→ **What you have to do**
Word for word, copy all the data and drop the pictures.

→ **Data lines**
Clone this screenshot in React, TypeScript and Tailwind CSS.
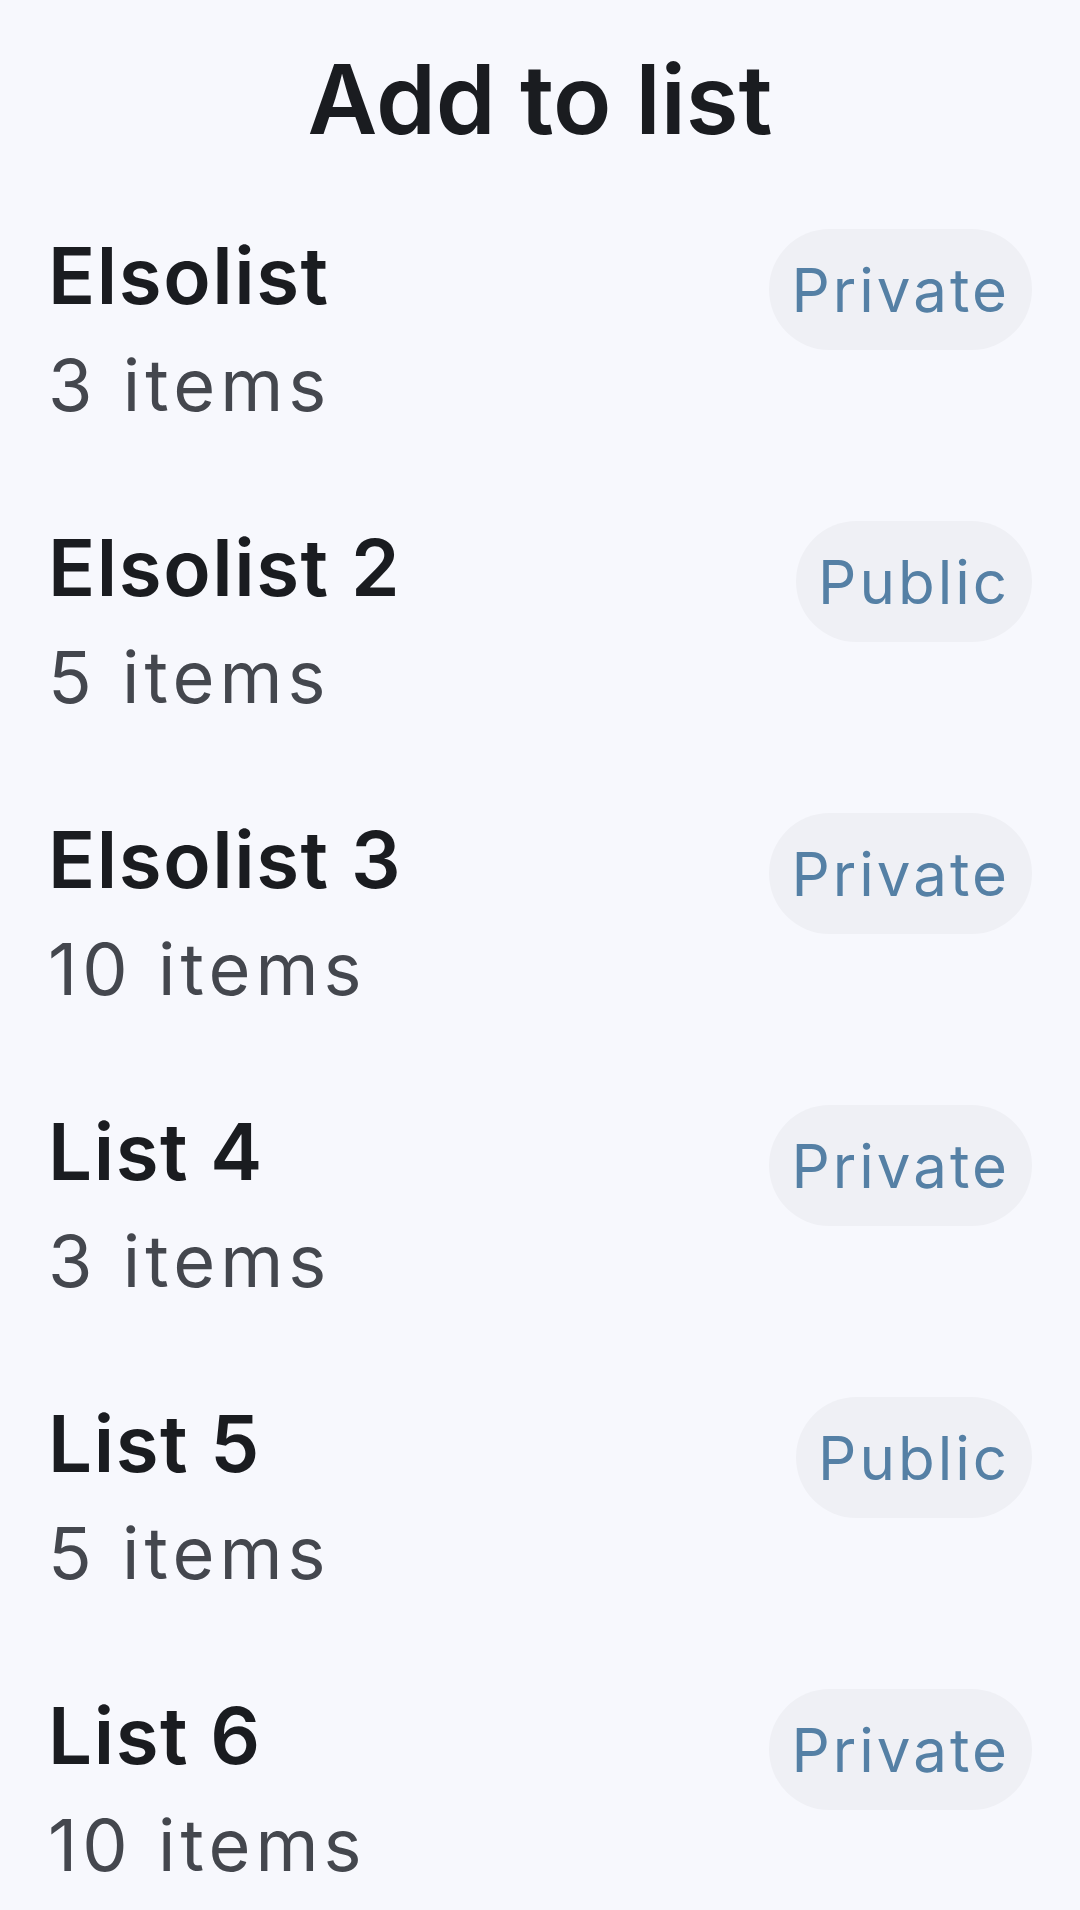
import React from "react";

// Each list the item can be added to
interface ListEntry {
  name: string;
  count: number;
  visibility: "Private" | "Public";
}

const lists: ListEntry[] = [
  { name: "Elsolist", count: 3, visibility: "Private" },
  { name: "Elsolist 2", count: 5, visibility: "Public" },
  { name: "Elsolist 3", count: 10, visibility: "Private" },
  { name: "List 4", count: 3, visibility: "Private" },
  { name: "List 5", count: 5, visibility: "Public" },
  { name: "List 6", count: 10, visibility: "Private" },
];

const font = { fontFamily: "Inter, 'Noto Sans', sans-serif" };

const ListRow = ({ entry }: { entry: ListEntry }) => {
  return (
    <div className="flex items-start justify-between px-12">
      <div className="flex flex-col gap-[19px]">
        <span className="text-[78px] font-semibold leading-[94px] tracking-[0.02em] text-[#1a1c20]">
          {entry.name}
        </span>
        <span className="text-[72px] font-normal leading-[86px] tracking-[0.07em] text-[#44474e]">
          {entry.count} items
        </span>
      </div>
      <span className="flex h-[121px] items-center rounded-full bg-[#eff0f5] px-[22px] text-[60px] leading-[72px] tracking-[0.05em] text-[#5580a5]">
        {entry.visibility}
      </span>
    </div>
  );
};

const App = () => {
  return (
    <main
      className="min-h-screen w-full bg-[#f7f8fd] pt-[42px]"
      style={font}
    >
      <h1 className="text-center text-[96px] font-semibold leading-[115px] text-[#1a1c20]">
        Add to list
      </h1>
      <section className="mt-[72px] flex flex-col gap-[93px]">
        {lists.map((entry) => (
          <ListRow key={entry.name} entry={entry} />
        ))}
      </section>
    </main>
  );
};

export default App;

→ **Solution to this task**
Clone this screenshot in React, TypeScript and Tailwind CSS.
import React from "react";

// Each list the item can be added to
interface ListEntry {
  name: string;
  count: number;
  visibility: "Private" | "Public";
}

const lists: ListEntry[] = [
  { name: "Elsolist", count: 3, visibility: "Private" },
  { name: "Elsolist 2", count: 5, visibility: "Public" },
  { name: "Elsolist 3", count: 10, visibility: "Private" },
  { name: "List 4", count: 3, visibility: "Private" },
  { name: "List 5", count: 5, visibility: "Public" },
  { name: "List 6", count: 10, visibility: "Private" },
];

const font = { fontFamily: "Inter, 'Noto Sans', sans-serif" };

const ListRow = ({ entry }: { entry: ListEntry }) => {
  return (
    <div className="flex items-start justify-between px-12">
      <div className="flex flex-col gap-[19px]">
        <span className="text-[78px] font-semibold leading-[94px] tracking-[0.02em] text-[#1a1c20]">
          {entry.name}
        </span>
        <span className="text-[72px] font-normal leading-[86px] tracking-[0.07em] text-[#44474e]">
          {entry.count} items
        </span>
      </div>
      <span className="flex h-[121px] items-center rounded-full bg-[#eff0f5] px-[22px] text-[60px] leading-[72px] tracking-[0.05em] text-[#5580a5]">
        {entry.visibility}
      </span>
    </div>
  );
};

const App = () => {
  return (
    <main
      className="min-h-screen w-full bg-[#f7f8fd] pt-[42px]"
      style={font}
    >
      <h1 className="text-center text-[96px] font-semibold leading-[115px] text-[#1a1c20]">
        Add to list
      </h1>
      <section className="mt-[72px] flex flex-col gap-[93px]">
        {lists.map((entry) => (
          <ListRow key={entry.name} entry={entry} />
        ))}
      </section>
    </main>
  );
};

export default App;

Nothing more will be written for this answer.